Even in richer countries like the United States, the average consumer is not Miu Miu’s target audience, at least not for apparel. The aforementioned miniskirt cost at least $950 at the time. Yet even though the exact garments may never reach most people’s hands, they have a large influence on what many middle and lower class people wear. The cerulean sweater monologue from Miranda Priestly is a perfect summary of how this works.
Like any art, fashion is subjective. But why might there be such a divide between the critics and the public?
The main issue is not whether these clothes are “ugly”: The head designer Miuccia Prada has built a career off of remixing clothing worn by secretaries, teachers and schoolgirls alike. Prada’s style of eccentric, sometimes even frumpy clothes is so celebrated that the Met included her designs for Prada in an exhibition with the theme “Ugly Chic”. In the book “Fashioning Identity”, Maria Mackinney-Valentin discusses how luxury brands may cash in on the “idea of the logic of wrong where being fashionably off is an ambiguous tactic of claiming status seen in the inversion of age in granny chic, novelty in vintage, and class in homeless chic”. In other words, this is another attempt to take inspiration from the “bottom” of the fashion pyramid by repackaging what normal people wear, and putting it at the top by presenting it in a luxury context. This happens often in the industry, but what makes this instance particularly galling are the pieces that don’t just take inspiration; they are wholesale copies of garments. It comes off grotesque, as much as the brand’s copy wants people to see it as tribute. The Miu Miu website states that this collection is a “consideration of the work of women – their challenges, adversity, experience. Its invisibility is confronted and addressed, recognized and valorized”. Yet it’s not all women, like the middle class occupations of teachers and secretaries she often pulls inspiration from. This collection specifically references the work of poor women, women most vulnerable not only to patriarchy but to poverty and racism. In the US, women of color make up over half of domestic workers. To pretend otherwise is disingenuous. This copy posits these garments as a form of activism, or at the very least progressive sentiment. Representation is good, right? But this situation cannot be directly compared to, for example, an effort to portray more Black people in mainstream movies.
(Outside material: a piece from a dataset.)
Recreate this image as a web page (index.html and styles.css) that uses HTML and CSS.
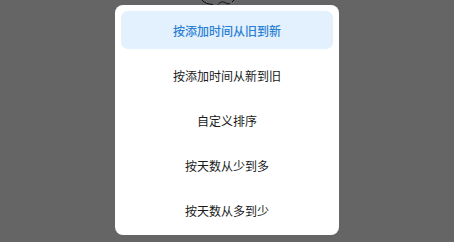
FILE: index.html
```html
<!DOCTYPE html>
<html>
<head>
<meta charset="utf-8">
<link rel="stylesheet" href="styles.css">
</head>
<body>
<div class="screen">
  <svg class="doodle" width="60" height="8" viewBox="0 0 60 8">
    <path d="M22 0 C24 3 28 4 33 4.5" fill="none" stroke="#111" stroke-width="1"/>
    <path d="M38 4.5 C40 2 43 1 46 3 C47 4 49 4 50 3" fill="none" stroke="#111" stroke-width="1"/>
    <path d="M52 2 L54 0" fill="none" stroke="#111" stroke-width="1"/>
  </svg>
  <div class="sheet">
    <div class="item active">按添加时间从旧到新</div>
    <div class="item">按添加时间从新到旧</div>
    <div class="item">自定义排序</div>
    <div class="item">按天数从少到多</div>
    <div class="item">按天数从多到少</div>
  </div>
</div>
</body>
</html>
```
FILE: styles.css
```css
html, body {
  margin: 0;
  padding: 0;
}
body {
  width: 454px;
  height: 242px;
  overflow: hidden;
  background: #656565;
  font-family: "Noto Sans CJK SC", "Noto Sans", sans-serif;
}
.screen {
  position: relative;
  width: 454px;
  height: 242px;
  display: flex;
  justify-content: center;
  padding-top: 5px;
  box-sizing: border-box;
}
.doodle {
  position: absolute;
  left: 180px;
  top: 0;
}
.sheet {
  width: 224px;
  height: 230px;
  box-sizing: border-box;
  background: #ffffff;
  border-radius: 8px;
  padding: 6px;
  display: flex;
  flex-direction: column;
  gap: 7px;
}
.item {
  height: 38px;
  display: flex;
  align-items: center;
  justify-content: center;
  font-size: 12px;
  color: #1a1a1a;
  border-radius: 7px;
}
.item.active {
  background: #e3f0fd;
  color: #2a80d4;
  font-weight: 500;
}
```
Instead, it is more a reflection of our desperate scramble for meaning and authenticity in such turbulent, incomprehensible times. Specifically, it’s meant to soothe Miu Miu’s wealthy audience, who are making even more money as the rest of us deal with a crumbling economy and policies punishing the poor. We want something we think is “real.” Miuccia Prada knows that. To address this want, she is giving us a distorted version of clothing people described as the salt of the earth would wear. As highminded as that copy is, and regardless of her self-described left-wing politics, she is part of two global brands with clothing, makeup and accessory lines. In a 2012 interview, she states, “Art is for expressing ideas and for expressing a vision. My job is to sell”. There is no appeal in this clothing for the women who actually work these jobs. Seeing it on the runway does not in fact address their invisibility, it commodifies it. It is a cruel joke for the garment workers, whose condition globally has not improved much since the time of the Triangle Shirtwaist Factory fire, to produce clothes that let the rich live out their blue collar fantasy while they themselves still struggle.
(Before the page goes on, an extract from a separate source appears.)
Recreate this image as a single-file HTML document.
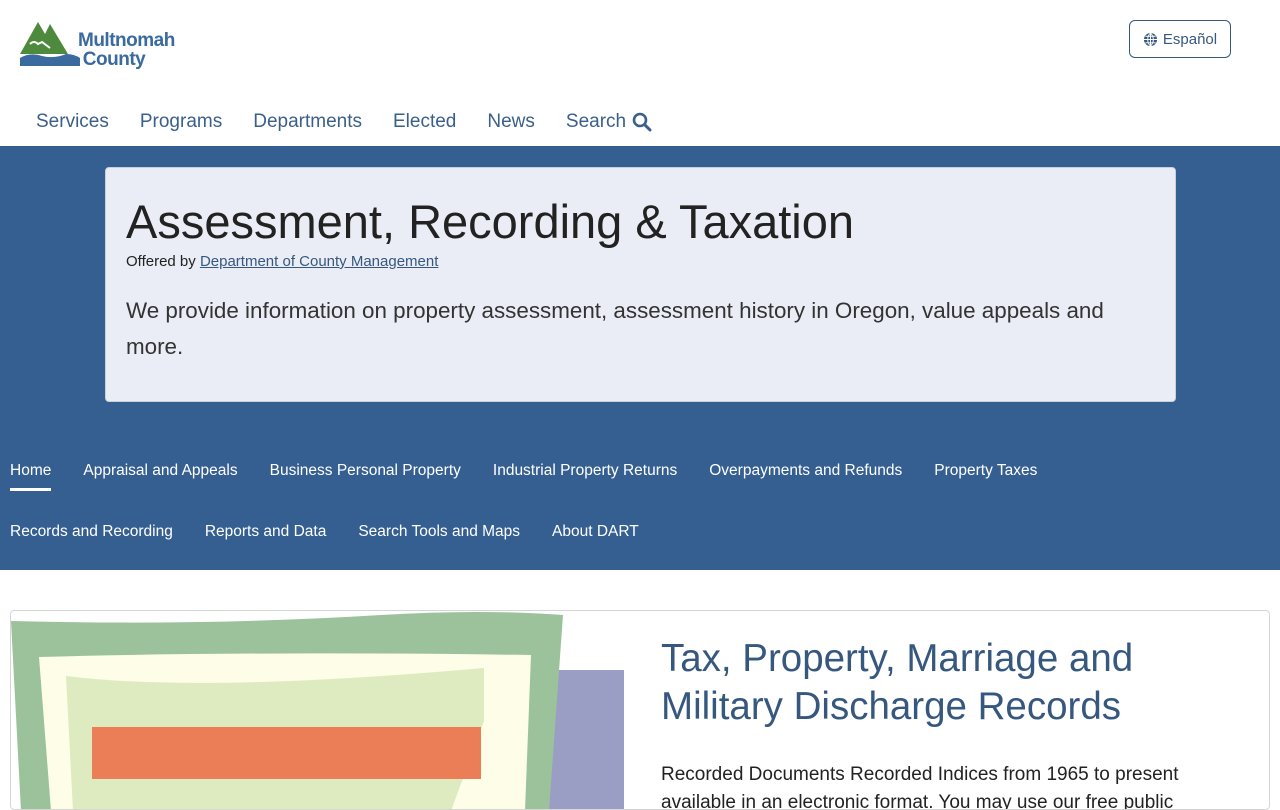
<!DOCTYPE html>
<html><head><meta charset="utf-8"><style>
*{box-sizing:border-box;margin:0;padding:0}
body{width:1280px;height:800px;overflow:hidden;font-family:"Liberation Sans",sans-serif;background:#fff;color:#222}
.top{position:relative;height:146px}
.logo{position:absolute;left:20px;top:20px}
.logo .t{position:absolute;left:58px;top:11px;color:#3a6a9e;font-weight:bold;font-size:19px;line-height:19px;letter-spacing:-0.5px}
.esp{position:absolute;left:1129px;top:20px;width:102px;height:38px;border:1px solid #36587f;border-radius:6px;color:#36587f;font-size:15px;display:flex;align-items:center;justify-content:center;gap:5px}
.nav{position:absolute;left:36px;top:111px;display:flex;font-size:19px;color:#3a5f8a}
.nav span{margin-right:31px}
.banner{background:#355f91;height:424px;position:relative}
.panel{position:absolute;left:105px;top:21px;width:1071px;height:235px;background:#eaedf5;border:1px solid #c9d0dc;border-radius:4px;padding:26px 20px}
.panel h1{font-weight:normal;font-size:47px;color:#222;line-height:56px}
.panel .off{font-size:15px;margin-top:3px}
.panel .off a{color:#36587f}
.panel p{font-size:22.4px;line-height:36px;margin-top:23px;color:#333}
.sub{position:absolute;left:10px;color:#fff;font-size:15.5px;display:flex}
.sub span{margin-right:32px}
.home{border-bottom:3px solid #fff;padding-bottom:8px}
.card{position:absolute;left:10px;top:610px;width:1260px;height:200px;border:1px solid #d5d5d5;border-radius:4px;overflow:hidden}
.card h2{position:absolute;left:650px;top:24px;font-weight:normal;font-size:38.5px;line-height:48px;color:#36587f}
.card p{position:absolute;left:650px;top:150px;font-size:19px;line-height:28px;color:#222;width:580px}
</style></head><body>
<div class="top">
 <div class="logo">
  <svg width="62" height="48" viewBox="0 0 62 48">
   <path d="M0 34 L18 2 L25 14 L30 4 L48 34 Z" fill="#4e8a3d"/>
   <path d="M10 24 Q14 20 18 24 L22 22 L30 28" stroke="#fff" stroke-width="2" fill="none"/>
   <path d="M0 38 Q10 32 22 36 Q34 39 46 34 Q54 34 60 38 L60 46 L0 46 Z" fill="#3a6a9e"/>
  </svg>
  <div class="t">Multnomah<br>&nbsp;County</div>
 </div>
 <div class="esp"><svg width="15" height="15" viewBox="0 0 16 16"><circle cx="8" cy="8" r="7" fill="#36587f"/><path d="M1 8h14M8 1v14M8 1c-4 4-4 10 0 14M8 1c4 4 4 10 0 14M2.5 4.5h11M2.5 11.5h11" stroke="#fff" stroke-width="1" fill="none"/></svg>Español</div>
 <div class="nav"><span>Services</span><span>Programs</span><span>Departments</span><span>Elected</span><span>News</span><span style="display:flex;align-items:center;gap:6px">Search <svg width="20" height="20" viewBox="0 0 20 20"><circle cx="8" cy="8" r="6" stroke="#3a5f8a" stroke-width="2.6" fill="none"/><path d="M12.5 12.5L18 18" stroke="#3a5f8a" stroke-width="3" stroke-linecap="round"/></svg></span></div>
</div>
<div class="banner">
 <div class="panel">
  <h1>Assessment, Recording &amp; Taxation</h1>
  <div class="off">Offered by <a href="#">Department of County Management</a></div>
  <p>We provide information on property assessment, assessment history in Oregon, value appeals and more.</p>
 </div>
 <div class="sub" style="top:316px"><span class="home">Home</span><span>Appraisal and Appeals</span><span>Business Personal Property</span><span>Industrial Property Returns</span><span>Overpayments and Refunds</span><span>Property Taxes</span></div>
 <div class="sub" style="top:377px"><span>Records and Recording</span><span>Reports and Data</span><span>Search Tools and Maps</span><span>About DART</span></div>
</div>
<div class="card">
 <svg width="640" height="200" style="position:absolute;left:0;top:0" viewBox="10 610 640 200">
  <rect x="547" y="669" width="76" height="140" fill="#9b9ec4"/>
  <path d="M10 620 Q200 625 380 614 Q480 608 562 614 L548 810 L20 810 Z" fill="#9bc29b"/>
  <path d="M38 656 Q250 650 530 654 L524 810 L50 810 Z" fill="#fdfde8"/>
  <path d="M65 675 Q200 692 483 667 L483 720 L450 810 L72 810 Z" fill="#deebc0"/>
  <rect x="91" y="726" width="389" height="52" fill="#ec7e57"/>
 </svg>
 <h2>Tax, Property, Marriage and<br>Military Discharge Records</h2>
 <p>Recorded Documents Recorded Indices from 1965 to present available in an electronic format. You may use our free public</p>
</div>
</body></html>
Although Miu Miu and Prada boast that the majority of their factories are located in Italy, the supply chains for the fashion industry are often deliberately obscured. Subcontracting and outsourcing leads to conditions where exploitation is easier, a huge problem still even in Italy where conditions are seen as better for garment workers. Although Miu Miu and Prada were not among the Italian luxury brands that forced a worker’s strike for a 40 hour work week, they did recently have a scandal where the construction workers for a new SoHo location were being underpaid. This consideration for the working class is therefore mere lip service. The modern luxury fashion industry relies on mythmaking, on selling mystique to buyers when the materials and manufacturing are cheaper and sloppier every year, but to do so with a mirage of this collection being some sort of activism on behalf of poor women is galling.
On a broader scale, the US is facing massive layoffs, and worldwide income inequality is worsening. In Baudrillard’s “Simulacra and Simulation”, he warns of a society where, “…everything is already dead and resurrected in advance. When the real is no longer what it was, nostalgia assumes its full meaning.” The situation for everyone not in the 1% is worsening, crushed underfoot by government policies meant to punish us. Yet this 1% want to play pretend as the very people whose lives they make miserable. These dresses are not a consideration of working people — they are an erasure.